For a more private option, you can now rent our Club Chalet in the nearby village of Rougemont. The three-hundred-year-old farmhouse was completely renovated by our team this year and is open for bookings this winter season.
Where to Eat
Rössli in Feuterosey is one of Gstaad’s longest-standing restaurants, which has been owned by the Reichenbach family since 1919. And its signature dish? A legendary poached trout, which it still serves to this day. We also recommend the wiener schnitzel, eaten ideally on its beautiful terrace on a sunny winter’s day.
The Olden is a meeting place for bons vivants and gourmets. No expense is spared in serving you the most delicious and finest highlights of international cuisine. P.S. Don't look at the bill!
Restaurant Sonnenhof on top of Saanen offers some of the best cuisine in the valley and a wonderful terrace.
Le Cerf, Rougemont: Not far away in the French-speaking part of the Gstaad Valley you will find the exceptionally pretty village of Rougemont. In the heart of it is Le Cerf, a wonderfully cozy and authentic spot with a hearty menu and, as locals would have it, the best fondue and raclette, in the Alps. Get the Edgard fondue and finish off with wood-fired meringues with double alpine cream.
16, Saanen is my personal favourite restaurant. Order the Côte de Boeuf. They have an excellent wine list as well. Ask for Simon.
Pay a visit to the town butcher. Farmer Metzg (Saalistrasse 17) is a local butcher that has incredible meats. The owners have owned the farm nearby — and have been running this business — for decades.
And then there is Pernet (Promenade 75), an incredible upscale gourmet food market. It has a lot of locally made and produced products — caviar, fish, produce, crisps, and cookies.
Don't miss a visit to Casa Gstaad, an interior design studio and showroom founded by Antonia Crespí that brings together an Alpine way of life with sophisticated, modern design. Hosting selected galleries, designers, and artists to showcase their projects in the chalet.

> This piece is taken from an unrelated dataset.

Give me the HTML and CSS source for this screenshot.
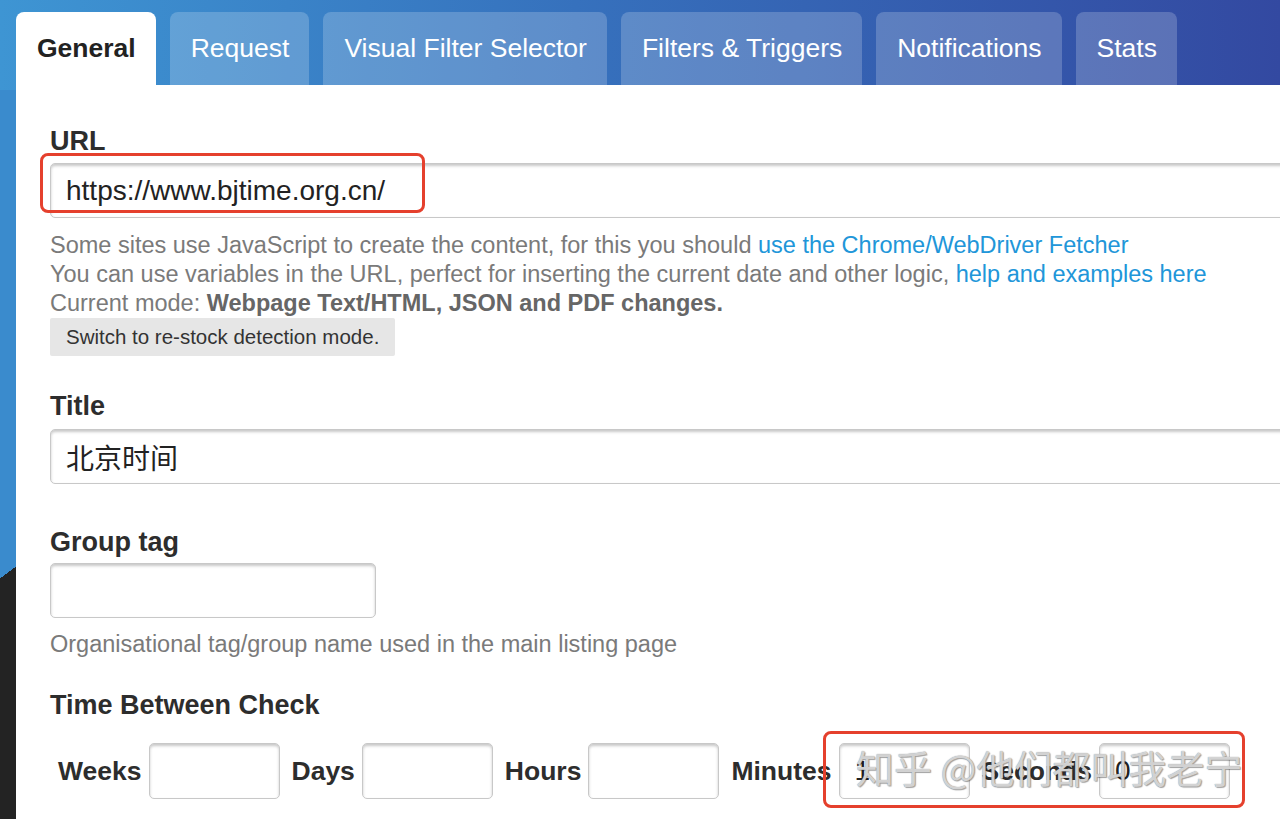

There are spectacular hikes and the scenery is breathtaking everywhere you look. This part of Switzerland is famous for its beautiful Alpine lakes, such as Arnensee. The water is cold but a dip in summer is super refreshing - or you can rent a boat to bomb around in. There are endless different hiking routes to take, and always discover beautiful new chalets or vegetable gardens each time.
Neighboring and super picturesque Saanen is where the locals live and shop and where you can also find my favorite tailor, Zwahlen-Hüni, they carry the best Jankerl.
Gstaad Packing List
Dress in Après-Ski casuals: Ralph Lauren Double RL & elegantly understated Cashmere. Fusalp & Dr. Barbara Sturm Sun Drops when hitting the slopes.
When to Go
Every season here is beautiful in its way. I love fall, summer, and winter. Spring skiing at the Glacier is exciting too.
How to Get to Gstaad
The best way to get around is always by train. No matter where you go, most Swiss villages (such as Gstaad, Saanen, Rougemont, Schönried, and Saanenmöser) are connected to the Swiss Railway. It’s a journey back in time; some trains are vintage and wooden and have a feeling of old-world glamour. Gstaad is about a 2h drive from Geneva (3h by train) and a 2 1/2h drive from Zurich (4h by train).